__DATA SECTION__:
-- Start --

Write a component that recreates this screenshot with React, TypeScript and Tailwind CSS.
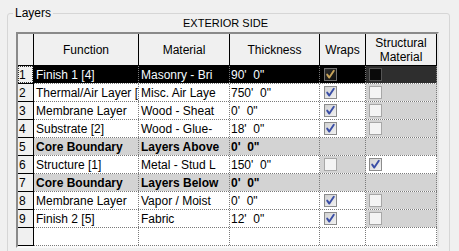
import React from "react";

type Row = {
  n: string;
  fn: string;
  mat: string;
  thick: string;
  wraps?: boolean | null;
  structural?: boolean | null;
  core?: boolean;
  selected?: boolean;
};

const rows: Row[] = [
  { n: "1", fn: "Finish 1 [4]", mat: "Masonry - Bri", thick: "90'  0\"", wraps: true, structural: false, selected: true },
  { n: "2", fn: "Thermal/Air Layer [", mat: "Misc. Air Laye", thick: "750'  0\"", wraps: true, structural: false },
  { n: "3", fn: "Membrane Layer", mat: "Wood - Sheat", thick: "0'  0\"", wraps: true, structural: false },
  { n: "4", fn: "Substrate [2]", mat: "Wood - Glue-", thick: "18'  0\"", wraps: true, structural: false },
  { n: "5", fn: "Core Boundary", mat: "Layers Above", thick: "0'  0\"", core: true },
  { n: "6", fn: "Structure [1]", mat: "Metal - Stud L", thick: "150'  0\"", wraps: false, structural: true },
  { n: "7", fn: "Core Boundary", mat: "Layers Below", thick: "0'  0\"", core: true },
  { n: "8", fn: "Membrane Layer", mat: "Vapor / Moist", thick: "0'  0\"", wraps: true, structural: false },
  { n: "9", fn: "Finish 2 [5]", mat: "Fabric", thick: "12'  0\"", wraps: true, structural: false },
];

const Check = ({ checked, dark, black }: { checked: boolean; dark?: boolean; black?: boolean }) => {
  let box = "border-[#a7a7a7] bg-[#f4f4f4]";
  if (checked) box = "border-[#8c8c8c] bg-gradient-to-br from-[#d2d2d2] to-[#f2f2f2]";
  if (dark) box = "border-[#6f6f6f] bg-gradient-to-br from-[#2d2d2d] to-[#0d0d0d]";
  if (black) box = "border-[#555555] bg-[#0a0a0a]";
  return (
    <div className={`w-[13px] h-[13px] border ${box} flex items-center justify-center`}>
      {checked && (
        <svg width="11" height="11" viewBox="0 0 11 11">
          <path
            d="M2.2 5.6 L4.3 8.6 L8.8 1.8"
            fill="none"
            stroke={dark ? "#c8a45a" : "#3a4ea6"}
            strokeWidth="1.9"
            strokeLinecap="round"
            strokeLinejoin="round"
          />
        </svg>
      )}
    </div>
  );
};

const cell = "h-full border-r border-dotted border-r-[#7a7a7a] overflow-hidden whitespace-pre flex items-center";

const BodyRow = ({ r }: { r: Row }) => {
  const base = r.selected ? "bg-black text-[#f4fbff]" : r.core ? "bg-[#d3d3d3] font-bold" : "bg-white";
  const wrapsBg = r.selected ? "bg-black" : r.core || r.wraps === false ? "bg-[#d3d3d3]" : "bg-white";
  const structBg = r.selected ? "bg-[#2e2e2e]" : r.core || !r.structural ? "bg-[#d3d3d3]" : "bg-white";
  return (
    <div className="flex h-[18px] border-b border-dotted border-b-[#7a7a7a]">
      <div className="relative w-[16px] h-[18px] -mb-px border-r border-b border-r-black border-b-black bg-[#f0f0f0] pl-[1px] flex items-center">
        {r.n}
        {r.selected && <div className="absolute inset-0 border border-dotted border-[#333]" />}
      </div>
      <div className={`${cell} w-[105px] pl-[2px] ${base}`}>{r.fn}</div>
      <div className={`${cell} w-[91px] pl-[2px] ${base}`}>{r.mat}</div>
      <div className={`${cell} w-[90px] pl-[1px] ${base}`}>{r.thick}</div>
      <div className={`${cell} w-[46px] pl-[4px] ${wrapsBg}`}>
        {!r.core && <Check checked={!!r.wraps} dark={r.selected} />}
      </div>
      <div className={`${cell} w-[71px] pl-[3px] ${structBg}`}>
        {!r.core && <Check checked={!!r.structural} black={r.selected} />}
      </div>
    </div>
  );
};

export default function App() {
  return (
    <div className="w-[459px] h-[251px] bg-[#f0f0f0] overflow-hidden text-[12px] leading-none text-black font-['Liberation_Sans',Arial,sans-serif] pt-[13px] pl-[7px]">
      <div className="relative w-[443px] h-[250px] border border-[#d6d6d6] rounded-[3px] pl-[8px] pr-[10px]">
        <div className="absolute left-[5px] -top-[7px] px-[2px] bg-[#f0f0f0] text-[12px]">Layers</div>
        <div className="h-[18px] flex items-center justify-center pr-[4px] text-[11px]">EXTERIOR SIDE</div>
        <div className="w-[423px] h-[216px] border-t-2 border-l-2 border-t-[#8a8a8a] border-l-[#8a8a8a] border-r-2 border-r-[#e4e4e4] border-b-2 border-b-[#fafafa] bg-white">
          <div className="flex h-[32px] border-b border-black bg-[#f0f0f0]">
            <div className="w-[16px] border-r border-black" />
            <div className="w-[105px] border-r border-black flex items-center justify-center">Function</div>
            <div className="w-[91px] border-r border-black flex items-center justify-center">Material</div>
            <div className="w-[90px] border-r border-black flex items-center justify-center">Thickness</div>
            <div className="w-[46px] border-r border-black flex items-center justify-center">Wraps</div>
            <div className="w-[71px] border-r border-black flex flex-col items-center justify-center leading-[14px]">
              <span>Structural</span>
              <span>Material</span>
            </div>
          </div>
          {rows.map((r) => (
            <BodyRow key={r.n} r={r} />
          ))}
          <div className="flex h-[18px] border-b border-dotted border-b-[#7a7a7a]">
            <div className="w-[16px] h-[18px] -mb-px border-r border-b border-black bg-[#f0f0f0]" />
            <div className={`${cell} w-[105px] bg-white`} />
            <div className={`${cell} w-[91px] bg-white`} />
            <div className={`${cell} w-[90px] bg-white`} />
            <div className={`${cell} w-[46px] bg-white`} />
            <div className={`${cell} w-[71px] bg-white`} />
          </div>
        </div>
      </div>
    </div>
  );
}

-- End --

__YOUR INSTRUCTIONS__:
Omit the pictures, and quote the material above exactly as given.

__SOLUTION TO THIS TASK__:
Write a component that recreates this screenshot with React, TypeScript and Tailwind CSS.
import React from "react";

type Row = {
  n: string;
  fn: string;
  mat: string;
  thick: string;
  wraps?: boolean | null;
  structural?: boolean | null;
  core?: boolean;
  selected?: boolean;
};

const rows: Row[] = [
  { n: "1", fn: "Finish 1 [4]", mat: "Masonry - Bri", thick: "90'  0\"", wraps: true, structural: false, selected: true },
  { n: "2", fn: "Thermal/Air Layer [", mat: "Misc. Air Laye", thick: "750'  0\"", wraps: true, structural: false },
  { n: "3", fn: "Membrane Layer", mat: "Wood - Sheat", thick: "0'  0\"", wraps: true, structural: false },
  { n: "4", fn: "Substrate [2]", mat: "Wood - Glue-", thick: "18'  0\"", wraps: true, structural: false },
  { n: "5", fn: "Core Boundary", mat: "Layers Above", thick: "0'  0\"", core: true },
  { n: "6", fn: "Structure [1]", mat: "Metal - Stud L", thick: "150'  0\"", wraps: false, structural: true },
  { n: "7", fn: "Core Boundary", mat: "Layers Below", thick: "0'  0\"", core: true },
  { n: "8", fn: "Membrane Layer", mat: "Vapor / Moist", thick: "0'  0\"", wraps: true, structural: false },
  { n: "9", fn: "Finish 2 [5]", mat: "Fabric", thick: "12'  0\"", wraps: true, structural: false },
];

const Check = ({ checked, dark, black }: { checked: boolean; dark?: boolean; black?: boolean }) => {
  let box = "border-[#a7a7a7] bg-[#f4f4f4]";
  if (checked) box = "border-[#8c8c8c] bg-gradient-to-br from-[#d2d2d2] to-[#f2f2f2]";
  if (dark) box = "border-[#6f6f6f] bg-gradient-to-br from-[#2d2d2d] to-[#0d0d0d]";
  if (black) box = "border-[#555555] bg-[#0a0a0a]";
  return (
    <div className={`w-[13px] h-[13px] border ${box} flex items-center justify-center`}>
      {checked && (
        <svg width="11" height="11" viewBox="0 0 11 11">
          <path
            d="M2.2 5.6 L4.3 8.6 L8.8 1.8"
            fill="none"
            stroke={dark ? "#c8a45a" : "#3a4ea6"}
            strokeWidth="1.9"
            strokeLinecap="round"
            strokeLinejoin="round"
          />
        </svg>
      )}
    </div>
  );
};

const cell = "h-full border-r border-dotted border-r-[#7a7a7a] overflow-hidden whitespace-pre flex items-center";

const BodyRow = ({ r }: { r: Row }) => {
  const base = r.selected ? "bg-black text-[#f4fbff]" : r.core ? "bg-[#d3d3d3] font-bold" : "bg-white";
  const wrapsBg = r.selected ? "bg-black" : r.core || r.wraps === false ? "bg-[#d3d3d3]" : "bg-white";
  const structBg = r.selected ? "bg-[#2e2e2e]" : r.core || !r.structural ? "bg-[#d3d3d3]" : "bg-white";
  return (
    <div className="flex h-[18px] border-b border-dotted border-b-[#7a7a7a]">
      <div className="relative w-[16px] h-[18px] -mb-px border-r border-b border-r-black border-b-black bg-[#f0f0f0] pl-[1px] flex items-center">
        {r.n}
        {r.selected && <div className="absolute inset-0 border border-dotted border-[#333]" />}
      </div>
      <div className={`${cell} w-[105px] pl-[2px] ${base}`}>{r.fn}</div>
      <div className={`${cell} w-[91px] pl-[2px] ${base}`}>{r.mat}</div>
      <div className={`${cell} w-[90px] pl-[1px] ${base}`}>{r.thick}</div>
      <div className={`${cell} w-[46px] pl-[4px] ${wrapsBg}`}>
        {!r.core && <Check checked={!!r.wraps} dark={r.selected} />}
      </div>
      <div className={`${cell} w-[71px] pl-[3px] ${structBg}`}>
        {!r.core && <Check checked={!!r.structural} black={r.selected} />}
      </div>
    </div>
  );
};

export default function App() {
  return (
    <div className="w-[459px] h-[251px] bg-[#f0f0f0] overflow-hidden text-[12px] leading-none text-black font-['Liberation_Sans',Arial,sans-serif] pt-[13px] pl-[7px]">
      <div className="relative w-[443px] h-[250px] border border-[#d6d6d6] rounded-[3px] pl-[8px] pr-[10px]">
        <div className="absolute left-[5px] -top-[7px] px-[2px] bg-[#f0f0f0] text-[12px]">Layers</div>
        <div className="h-[18px] flex items-center justify-center pr-[4px] text-[11px]">EXTERIOR SIDE</div>
        <div className="w-[423px] h-[216px] border-t-2 border-l-2 border-t-[#8a8a8a] border-l-[#8a8a8a] border-r-2 border-r-[#e4e4e4] border-b-2 border-b-[#fafafa] bg-white">
          <div className="flex h-[32px] border-b border-black bg-[#f0f0f0]">
            <div className="w-[16px] border-r border-black" />
            <div className="w-[105px] border-r border-black flex items-center justify-center">Function</div>
            <div className="w-[91px] border-r border-black flex items-center justify-center">Material</div>
            <div className="w-[90px] border-r border-black flex items-center justify-center">Thickness</div>
            <div className="w-[46px] border-r border-black flex items-center justify-center">Wraps</div>
            <div className="w-[71px] border-r border-black flex flex-col items-center justify-center leading-[14px]">
              <span>Structural</span>
              <span>Material</span>
            </div>
          </div>
          {rows.map((r) => (
            <BodyRow key={r.n} r={r} />
          ))}
          <div className="flex h-[18px] border-b border-dotted border-b-[#7a7a7a]">
            <div className="w-[16px] h-[18px] -mb-px border-r border-b border-black bg-[#f0f0f0]" />
            <div className={`${cell} w-[105px] bg-white`} />
            <div className={`${cell} w-[91px] bg-white`} />
            <div className={`${cell} w-[90px] bg-white`} />
            <div className={`${cell} w-[46px] bg-white`} />
            <div className={`${cell} w-[71px] bg-white`} />
          </div>
        </div>
      </div>
    </div>
  );
}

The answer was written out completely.